The EPA along with members from the CDC welcomed a packed house to a public info session on the train derailment's aftermath in East Palestine. This comes as progress continues to be made this week with clean-up efforts at ground zero. Both government organizations say they're continuing to work to make the village as safe as possible. 

More answers are given to concerned residents as the East Palestine community passes the 4-month mark since the life-changing train derailment.

The EPA, CDC, and the Agency for Toxic Substances and Disease Registry joining forces in efforts to be transparent with the public on cleanup efforts and health concerns.

"Also, to lay out some of the draft findings from their assessment of chemical exposure or ACE survey that they conducted back in March," said Mark Durano with the U.S. EPA.

In the ACE survey, 88% of Ohioans surveyed said they were exposed to harmful substances. 86% of Pennsylvanians reported at least one new or worsening physical or mental health symptom after the derailment.  
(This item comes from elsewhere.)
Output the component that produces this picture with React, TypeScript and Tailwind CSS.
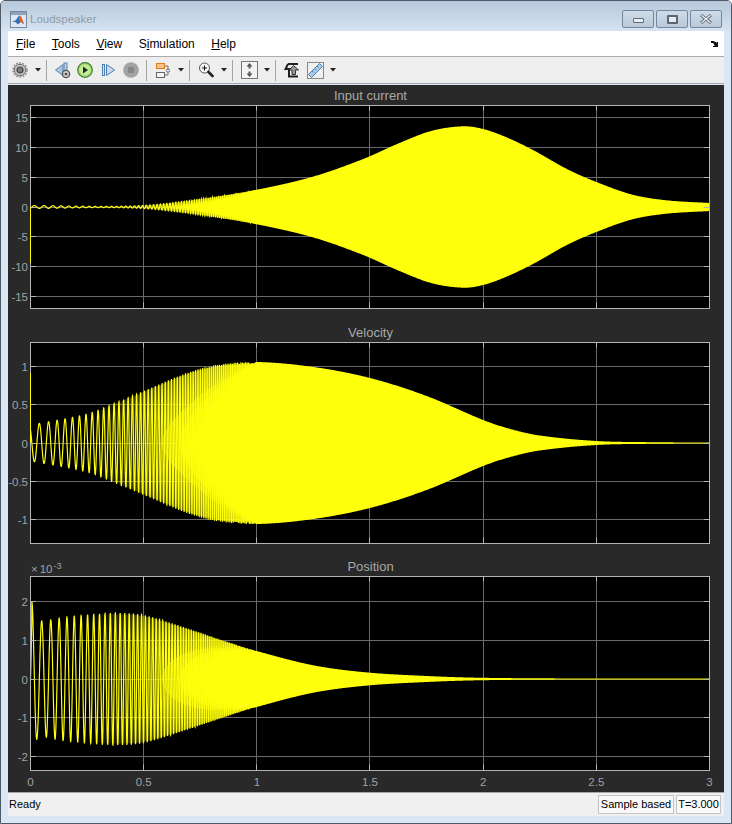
const sans = "font-['Liberation_Sans',Arial,sans-serif]";

type Knot = [number, number];

const F0 = 22;
const K = 2;
const T0 = 0.006;
const theta = (t: number) => 2 * Math.PI * (F0 / K) * (Math.exp(K * (t - T0)) - 1);

function interp(table: Knot[], t: number) {
    let i = 0;
    while (i < table.length - 2 && table[i + 1][0] < t) i++;
    const [x0, y0] = table[i];
    const [x1, y1] = table[i + 1];
    const prev = table[Math.max(i - 1, 0)];
    const next = table[Math.min(i + 2, table.length - 1)];
    const h = x1 - x0;
    const m0 = ((y1 - prev[1]) / (x1 - prev[0])) * h;
    const m1 = ((next[1] - y0) / (next[0] - x0)) * h;
    const u = (t - x0) / h;
    const u2 = u * u;
    const u3 = u2 * u;
    return (2 * u3 - 3 * u2 + 1) * y0 + (u3 - 2 * u2 + u) * m0 + (-2 * u3 + 3 * u2) * y1 + (u3 - u2) * m1;
}

const currentEnv: Knot[] = [
    [0, 1.5], [0.1, 1.3], [0.2, 0.9], [0.3, 0.6], [0.4, 0.8], [0.5, 1.6], [0.6, 3.6], [0.75, 8], [1, 17.3],
    [1.25, 30.5], [1.47, 48], [1.62, 63], [1.77, 76], [1.91, 80.7], [2, 78], [2.1, 70], [2.22, 57], [2.37, 38],
    [2.5, 25], [2.66, 12.3], [2.81, 6.7], [3, 4],
];
const velocityEnv: Knot[] = [
    [0, 18], [0.25, 29], [0.375, 40], [0.5, 52], [0.69, 70], [0.82, 78], [1, 81], [1.25, 76], [1.5, 65],
    [1.75, 47], [2, 23], [2.12, 14], [2.25, 7.5], [2.5, 2], [2.75, 0.8], [3, 0.5],
];
const positionEnv: Knot[] = [
    [0, 60], [0.06, 58], [0.13, 61], [0.25, 64], [0.375, 66], [0.5, 64], [0.69, 51], [0.82, 41], [1, 28],
    [1.25, 13.7], [1.48, 6.7], [1.75, 3], [2, 1.2], [2.5, 0.5], [3, 0.5],
];

const xOf = (t: number) => 22.5 + t * 226.33;

function chirpPath(table: Knot[], center: number, wave: (t: number) => number) {
    let d = "";
    for (let n = 0; n <= 2000; n++) {
        const t = n / 2000;
        const y = center - interp(table, t) * wave(t);
        d += `${n ? "L" : "M"}${xOf(t).toFixed(2)} ${y.toFixed(2)}`;
    }
    return d;
}

// band around the zero line from t0 to t1; scale shrinks the envelope near t0
function bandPath(table: Knot[], center: number, t0: number, t1: number, scale: (t: number) => number) {
    const upper: string[] = [];
    const lower: string[] = [];
    const steps = Math.ceil((t1 - t0) * 300);
    for (let n = 0; n <= steps; n++) {
        const t = t0 + (n / steps) * (t1 - t0);
        const a = Math.max(interp(table, t) * scale(t), t >= 1 ? 0.5 : 0);
        upper.push(`${xOf(t).toFixed(2)} ${(center - a).toFixed(2)}`);
        lower.unshift(`${xOf(t).toFixed(2)} ${(center + a).toFixed(2)}`);
    }
    return `M${upper.join("L")}L${lower.join("L")}Z`;
}

const lens = (start: number) => (t: number) => Math.sqrt(Math.max(t - start, 0) / (1 - start));

const X_TICKS = ["0", "0.5", "1", "1.5", "2", "2.5", "3"];

type PlotProps = {
    id: string;
    title: string;
    height: number;
    titleY: number;
    boxTop: number;
    boxBottom: number;
    center: number;
    ticks: [string, number][];
    table: Knot[];
    wave: (t: number) => number;
    spike?: number;
    children?: React.ReactNode;
};

function Plot({ id, title, height, titleY, boxTop, boxBottom, center, ticks, table, wave, spike, children }: PlotProps) {
    const xLines = X_TICKS.map((_, i) => Math.round(xOf(i / 2) - 0.5) + 0.5);
    return (
        <svg width="716" height={height} className="block shrink-0">
            <defs>
                <linearGradient id={id} gradientUnits="userSpaceOnUse" x1={xOf(0.25)} x2={xOf(1)} y1="0" y2="0">
                    <stop offset="0" stopColor="#ffff0c" stopOpacity="0" />
                    <stop offset="0.4" stopColor="#ffff0c" stopOpacity="0.3" />
                    <stop offset="0.75" stopColor="#ffff0c" stopOpacity="0.55" />
                    <stop offset="1" stopColor="#ffff0c" stopOpacity="0.75" />
                </linearGradient>
            </defs>
            <rect x="22.5" y={boxTop} width="679" height={boxBottom - boxTop} fill="#000" />
            {ticks.map(([, y]) => (
                <line key={y} x1="22.5" x2="701.5" y1={y} y2={y} stroke="#6a6a6a" />
            ))}
            {xLines.map((x) => (
                <line key={x} x1={x} x2={x} y1={boxTop} y2={boxBottom} stroke="#6a6a6a" />
            ))}
            <path d={bandPath(table, center, 0.25, 1, () => 0.98)} fill={`url(#${id})`} />
            <path d={bandPath(table, center, 0.58, 1, lens(0.58))} fill="#ffff0c" fillOpacity="0.45" />
            <path d={bandPath(table, center, 0.66, 1, lens(0.66))} fill="#ffff0c" fillOpacity="0.6" />
            <path d={bandPath(table, center, 0.74, 1, lens(0.74))} fill="#ffff0c" />
            <path d={chirpPath(table, center, wave)} fill="none" stroke="#ffff0c" strokeWidth="1.2" />
            <path d={bandPath(table, center, 1, 3, () => 1)} fill="#ffff0c" />
            <rect x="22.5" y={boxTop} width="679" height={boxBottom - boxTop} fill="none" stroke="#b4b4b4" />
            {spike ? <line x1="22.5" x2="22.5" y1={center} y2={center + spike} stroke="#ffff0c" /> : null}
            {ticks.map(([, y]) => (
                <path key={y} d={`M23 ${y}h5M696 ${y}h5`} stroke="#b4b4b4" />
            ))}
            {xLines.map((x) => (
                <path key={x} d={`M${x} ${boxTop}v5M${x} ${boxBottom}v-6`} stroke="#b4b4b4" />
            ))}
            <g fontFamily="'Liberation Sans', Arial, sans-serif" fill="#a2a2a2">
                <text x="362.5" y={titleY} textAnchor="middle" fontSize="13" fill="#a8a8a8">
                    {title}
                </text>
                {ticks.map(([label, y]) => (
                    <text key={label} x="20" y={y + 4.5} textAnchor="end" fontSize="11.5">
                        {label}
                    </text>
                ))}
                {children}
            </g>
        </svg>
    );
}

function Caret() {
    return (
        <svg width="6" height="4" className="shrink-0">
            <path d="M0 0h6L3 3.5z" fill="#222" />
        </svg>
    );
}

function Sep() {
    return <div className="w-px h-[21px] bg-[#a5a5a5] shrink-0" />;
}

function GearIcon() {
    return (
        <svg width="16" height="16" viewBox="0 0 16 16" className="shrink-0">
            <circle cx="8" cy="8" r="7" fill="none" stroke="#8a8a8a" strokeWidth="1.4" strokeDasharray="2 1.2" />
            <circle cx="8" cy="8" r="5.6" fill="#cdcdcd" stroke="#6a6a6a" />
            <circle cx="8" cy="8" r="3" fill="#7c7c7c" stroke="#3f3f3f" strokeWidth="1.2" />
        </svg>
    );
}

function BackIcon() {
    return (
        <svg width="16" height="17" viewBox="0 0 16 17" className="shrink-0">
            <path d="M0.500 8l7.500-5.500v11z" fill="#a9c6e6" stroke="#5f85ad" />
            <rect x="9" y="1" width="3" height="8" fill="#b7cfe9" stroke="#5f85ad" />
            <circle cx="11" cy="12" r="3.6" fill="#cfcfcf" stroke="#555" strokeWidth="1.4" />
            <circle cx="11" cy="12" r="1.3" fill="#444" />
        </svg>
    );
}

function PlayIcon() {
    return (
        <svg width="16" height="16" viewBox="0 0 16 16" className="shrink-0">
            <circle cx="8" cy="8" r="7.3" fill="#a6dc74" stroke="#3f7d2c" strokeWidth="1.2" />
            <circle cx="8" cy="8" r="5.4" fill="#c4eb9c" />
            <path d="M6 4.500l5 3.500-5 3.500z" fill="#1f2f16" />
        </svg>
    );
}

function StepIcon() {
    return (
        <svg width="16" height="16" viewBox="0 0 16 16" className="shrink-0">
            <rect x="2.5" y="2.5" width="2" height="11" fill="#d7e6f5" stroke="#4d7eb0" />
            <path d="M6.500 2.500l8 5.500-8 5.500z" fill="#c6dcf2" stroke="#4d7eb0" />
        </svg>
    );
}

function StopIcon() {
    return (
        <svg width="16" height="16" viewBox="0 0 16 16" className="shrink-0">
            <circle cx="8" cy="8" r="7.8" fill="#a3a3a3" />
            <rect x="5" y="5" width="6" height="6" fill="#868686" />
        </svg>
    );
}

function BlockIcon() {
    return (
        <svg width="16" height="17" viewBox="0 0 16 17" className="shrink-0">
            <path d="M9.500 4h3.500v9H9.500" fill="none" stroke="#777" />
            <rect x="1.5" y="1.5" width="8" height="5" fill="#f6c28f" stroke="#e07b1a" />
            <rect x="1.5" y="10.5" width="8" height="5" fill="#f4f4f4" stroke="#666" />
            <circle cx="13" cy="8.5" r="1.6" fill="#fff" stroke="#666" />
        </svg>
    );
}

function ZoomIcon() {
    return (
        <svg width="16" height="16" viewBox="0 0 16 16" className="shrink-0">
            <circle cx="6.5" cy="6" r="5" fill="#f6f6f6" stroke="#555" />
            <path d="M4 6h5M6.500 3.500v5" stroke="#111" />
            <path d="M10.500 10l4 4" stroke="#222" strokeWidth="2.6" strokeLinecap="round" />
        </svg>
    );
}

function FitIcon() {
    return (
        <svg width="17" height="18" viewBox="0 0 17 18" className="shrink-0">
            <rect x="0.5" y="0.5" width="16" height="17" fill="#f3f3f3" stroke="#777" />
            <path d="M8.500 2l3 3.500h-2v2h-2v-2h-2zM8.500 16l3-3.500h-2v-2h-2v2h-2z" fill="#555" />
        </svg>
    );
}

function HighlightIcon() {
    return (
        <svg width="16" height="17" viewBox="0 0 16 17" className="shrink-0">
            <path d="M4 2h10M4 2L1.500 7H5v7.500h9" fill="none" stroke="#222" strokeWidth="2" />
            <path d="M9.500 3.500l5 4.500h-3v4.500H8V8H5z" fill="#9a9a9a" stroke="#333" />
        </svg>
    );
}

function RulerIcon() {
    return (
        <svg width="17" height="17" viewBox="0 0 17 17" className="shrink-0">
            <rect x="0.5" y="0.5" width="16" height="16" fill="#f0f0f0" stroke="#888" />
            <path d="M1.500 12.500L12.500 1.500l3 3L4.500 15.500z" fill="#a9cdee" stroke="#4b7ea8" />
            <path d="M5 9l1.500 1.500M7.500 6.500L9 8M10 4l1.500 1.500" stroke="#4b7ea8" />
        </svg>
    );
}

function MatlabLogo() {
    return (
        <svg width="17" height="17" viewBox="0 0 17 17">
            <rect x="0.5" y="0.5" width="16" height="16" fill="#dfe8f2" stroke="#7a8798" />
            <rect x="1" y="1" width="15" height="3" fill="#8aa3c0" />
            <path d="M2 11l4-2 3-4.500 2 1 3 7.500-3.500-2-2.500 2.500-2.500-2.500z" fill="#2f6fb8" />
            <path d="M9 4.500l2 1 3 7.500-3.500-2-1.500-3z" fill="#e8651f" />
        </svg>
    );
}

function WinButton({ children }: { children: React.ReactNode }) {
    return (
        <div className="w-[32px] h-[18px] rounded-[2px] border border-[#76869f] bg-gradient-to-b from-[#cfdbe8] to-[#b9c9da] flex items-center justify-center">
            {children}
        </div>
    );
}

function MenuItem({ pre, mark, post }: { pre?: string; mark: string; post: string }) {
    return (
        <span>
            {pre}
            <u>{mark}</u>
            {post}
        </span>
    );
}

export default function App() {
    return (
        <div className={`${sans} w-[732px] h-[824px] bg-[#dae6f3] border border-[#4f5a66] rounded-t-[5px] overflow-hidden flex flex-col`}>
            {/* title bar */}
            <div className="h-[30px] shrink-0 bg-gradient-to-b from-[#b6c8da] to-[#d6e4f2] flex pl-[9px] pr-[9px]">
                <div className="mt-[10px]">
                    <MatlabLogo />
                </div>
                <span className="ml-[3px] mt-[11px] text-[11.5px] leading-[15px] text-[#8f9aa5]">Loudspeaker</span>
                <div className="ml-auto mt-[9px] flex gap-[2px] h-[18px]">
                    <WinButton>
                        <div className="w-[11px] h-[5px] mt-[2px] bg-[#e9eef4] border border-[#5f6a78] rounded-[1px]" />
                    </WinButton>
                    <WinButton>
                        <div className="w-[11px] h-[9px] border-2 border-[#5a6675] bg-[#e5ebf2] rounded-[1px]" />
                    </WinButton>
                    <WinButton>
                        <svg width="12" height="10" viewBox="0 0 12 10">
                            <path d="M1 1l10 8M11 1L1 9" stroke="#5f6a78" strokeWidth="3" />
                            <path d="M1.500 1.200l9 7.600M10.500 1.200l-9 7.600" stroke="#eef2f6" strokeWidth="1.200" />
                        </svg>
                    </WinButton>
                </div>
            </div>

            <div className="flex-1 mx-[7px] flex flex-col min-h-0">
                {/* menu */}
                <div className="h-[26px] shrink-0 bg-white border-b border-[#ababab] flex items-center pl-[8px] pr-[5px] text-[12px] text-black gap-[16.5px]">
                    <MenuItem mark="F" post="ile" />
                    <MenuItem mark="T" post="ools" />
                    <MenuItem mark="V" post="iew" />
                    <MenuItem pre="S" mark="i" post="mulation" />
                    <MenuItem mark="H" post="elp" />
                    <svg width="8" height="6" viewBox="0 0 8 6" className="ml-auto">
                        <path d="M0 0h3l1 1h1l1 1v-1h1v5H2V5h2L3 4V3L2 2H0z" fill="#111" />
                    </svg>
                </div>

                {/* toolbar */}
                <div className="h-[27px] shrink-0 bg-[#eeeeee] border-b border-[#a8a8a8] flex items-center pl-[4px]">
                    <GearIcon />
                    <div className="ml-[7px]"><Caret /></div>
                    <div className="ml-[5px]"><Sep /></div>
                    <div className="ml-[8px]"><BackIcon /></div>
                    <div className="ml-[6px]"><PlayIcon /></div>
                    <div className="ml-[7px]"><StepIcon /></div>
                    <div className="ml-[7px]"><StopIcon /></div>
                    <div className="ml-[7px]"><Sep /></div>
                    <div className="ml-[8px]"><BlockIcon /></div>
                    <div className="ml-[7px]"><Caret /></div>
                    <div className="ml-[5px]"><Sep /></div>
                    <div className="ml-[8px]"><ZoomIcon /></div>
                    <div className="ml-[7px]"><Caret /></div>
                    <div className="ml-[5px]"><Sep /></div>
                    <div className="ml-[8px]"><FitIcon /></div>
                    <div className="ml-[6px]"><Caret /></div>
                    <div className="ml-[5px]"><Sep /></div>
                    <div className="ml-[8px]"><HighlightIcon /></div>
                    <div className="ml-[7px]"><RulerIcon /></div>
                    <div className="ml-[6px]"><Caret /></div>
                </div>

                {/* scope canvas */}
                <div className="mt-px h-[707px] shrink-0 bg-[#292929] flex flex-col overflow-hidden">
                    <Plot
                        id="fade-current"
                        title="Input current"
                        height={241}
                        titleY={15}
                        boxTop={20.5}
                        boxBottom={223.5}
                        center={122}
                        ticks={[["15", 32.5], ["10", 62.5], ["5", 92.5], ["0", 122.5], ["-5", 151.5], ["-10", 181.5], ["-15", 211.5]]}
                        table={currentEnv}
                        wave={(t) => Math.sin(theta(t))}
                        spike={56}
                    />
                    <Plot
                        id="fade-velocity"
                        title="Velocity"
                        height={233}
                        titleY={11}
                        boxTop={16.5}
                        boxBottom={217.5}
                        center={117}
                        ticks={[["1", 40.5], ["0.5", 78.5], ["0", 117.5], ["-0.5", 155.5], ["-1", 193.5]]}
                        table={velocityEnv}
                        wave={(t) => -Math.sin(theta(t))}
                        spike={-70}
                    />
                    <Plot
                        id="fade-position"
                        title="Position"
                        height={233}
                        titleY={12}
                        boxTop={17.5}
                        boxBottom={211.5}
                        center={120}
                        ticks={[["2", 42.5], ["1", 81.5], ["0", 120.5], ["-1", 158.5], ["-2", 197.5]]}
                        table={positionEnv}
                        wave={(t) => Math.cos(theta(t)) * (t < 0.006 ? t / 0.006 : t < 0.03 ? 1 + 0.38 * (1 - t / 0.03) : 1)}
                    >
                        <text x="23" y="14" fontSize="11.5">
                            <tspan>×</tspan>
                            <tspan dx="2">10</tspan>
                            <tspan dx="1" dy="-4" fontSize="9">-3</tspan>
                        </text>
                        {X_TICKS.map((label, i) => (
                            <text key={label} x={xOf(i / 2)} y="227" textAnchor="middle" fontSize="11.5">
                                {label}
                            </text>
                        ))}
                    </Plot>
                </div>

                {/* status bar */}
                <div className="h-[24px] shrink-0 bg-[#f0f0f0] border-t border-[#a8a8a8] flex items-center pl-px pr-[3px] text-[11px] text-black">
                    <span>Ready</span>
                    <div className="ml-auto h-[19px] w-[76px] bg-[#f8f8f8] border border-[#c4c4c4] flex items-center justify-center">
                        Sample based
                    </div>
                    <div className="ml-[2px] h-[19px] w-[45px] bg-[#fafafa] border border-[#c4c4c4] flex items-center justify-center">
                        T=3.000
                    </div>
                </div>
            </div>
            <div className="h-[7px] shrink-0" />
        </div>
    );
}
"The reason why we did an investigation here is that we really wanted to learn how the release of chemicals has affected the people," said Jill Shugart with the CDC.

This comes as there's still a lot of uncertainty with the EPA's testing, a lot of residents tell me they don't necessarily trust the lengths the EPA is going to perform efficient, in-depth testing.

"We have hundreds of thousands of data points to show that there are no emissions coming off that site," Durano said. "We also recognize that a lot of residents are unsure about the air quality in our homes. But we try to assure them that the samples we are collecting show that primary contaminants of concern are volatile organic, they don't hang around long."

This comes as most soil underneath the tracks has been removed, and over 50,000 tons of waste and over 20 million gallons of contaminated water have been removed and disposed of.

This week, crews are excavating near North Pleasant Drive, sheet piling is being installed around the track, and vapor suppressants are now being used to control odors, according the EPA's weekly train derailment response newsletter. 

"So, it's been a tremendous effort," Durano said. "It's been a huge site by our standards, so we're seeing progress."

Durano said in a few weeks, train tracks will be rebuilt on the north side of the derailment site. Then focus will go towards soil testing north and south of the tracks where the tank cars were staged.